Mental health is a hot term these day. With good reason, but as with so much in our FOMO-Insta-driven lives, it's used more as a hashtag than a literal practice for most people. It's easier to jump on a bandwagon--or at least create the perception of it--than it is to actually implement. 

 

Or in some cases, easier to watch a Netflix show and espouse minimalism than it is to do the hard work of uncovering the *why* instead of temporarily fixing the effect. 

 

Quantifying & Commodifying Joy

Marie Kondo is far from an unrecognized personality these days. From her book on tidying up to her Netflix show on the same topic, she's building an empire based on helping people throw things away and declutter. 

 

To set the record straight: I'm in no way against any of these things. I live with a perpetual stacker of *things* (meaning that my husband will stack virtually anything rather than take care of it... Mail, books, etc) and hoarder of clothes that don't fit and other random accouterments. I'm constantly searching for things we can throw away or donate or, basically, just get out of the house. My favorite computer button is Delete. So I 100% agree that a good decluttering is good for the soul and the home. And it was with this mindset that I sat down to finally see what all the KonMari fuss was about. 

 

The premise is simple: Marie Kondo helps people declutter their homes and, in the process, provides some lite insight and the kind of pithy wisdom that is apparently the hallmark of organizational gurus before she Mary Poppins-it out of there. It's a simple, unfussy premise. But the empath in me is so horribly conflicted by the actual people who are clearly KonMari-ing as a distraction to the true underlying issues.

 

If I Just...

We've all fallen victim to this mindset, right? Where we think if we can accomplish this one thing, everything else will fall into place.  We talk to ourselves overly harshly, judge ourselves on some surface quality, and think it could be the first domino to fall in a long line of perceived issues.

 

If I just lose ten pounds...

If I just spend an extra hour at work everyday...

If I just quit smoking...

If I just stick to my diet...

If I just tidy up my house...

 

When I did my yoga teacher training, there were a lot of aspects that were life changing.

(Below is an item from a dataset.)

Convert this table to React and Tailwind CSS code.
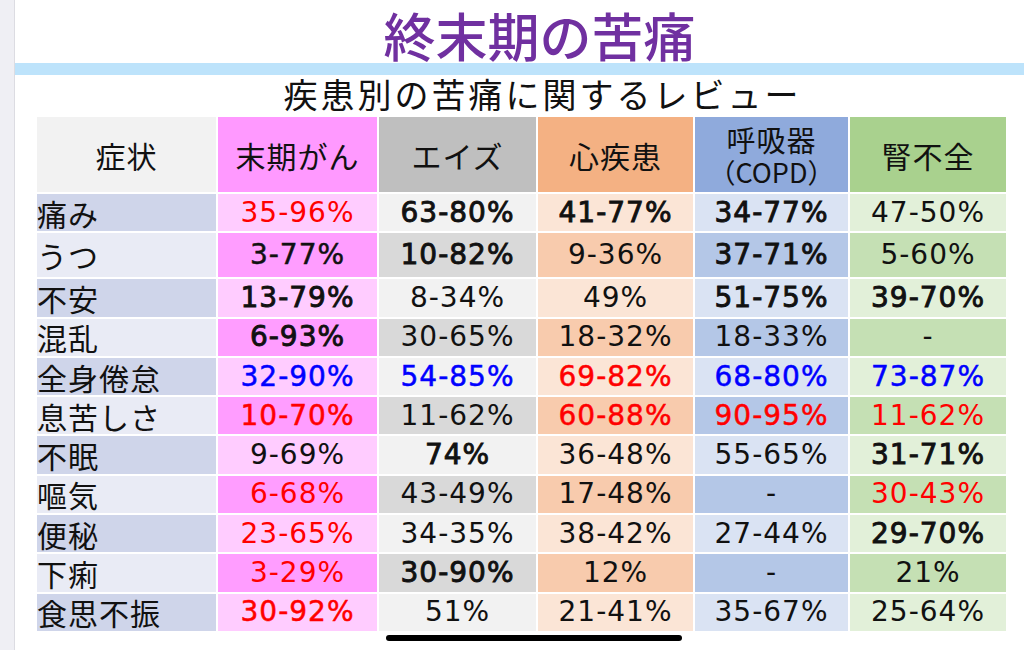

At first, it felt like intense therapy, like a storm was constantly whirling around me. But it abated after a few weeks, and I could see myself as an island within a calm sea. And then a few weeks later, with a consistent meditation practice and deep internal reflection, I realized that everything was still just below the surface. To continue the metaphor, now that the seas were calm, I could see all the issues and garbage I had buried but never truly dealt with. 

 

KonMari-ing is stilling of the waters. But it doesn't deal with the deeper issues that the people on the show are really facing. An untidy house is just a symptom of something larger. A wish, or an unmet longing, something that has yet to be expressed in its true form. While the house might be tidy for a little while, without working through the real issues, it'll just revert back to its previous state. And be another way to feel inadequate.

 

At the end of the day, a Netflix show is a Netflix show. But as it relates to mental health, there's a lot left unaddressed with the potential for a lot of damage. I don't have any kind of metaphorical coup de grace with which I can close this post. But I will promote another  Japanese-founded aesthetic: wabi-sabi. Wabi-sabi relies on age and individuality to define the beauty and value of objects. On finding beauty in imperfections. 

 

Because ultimately, it's not about the objects that are cluttering your house. It's your own thoughts and imperfections. And finding a way to honor them is the first step toward overcoming them.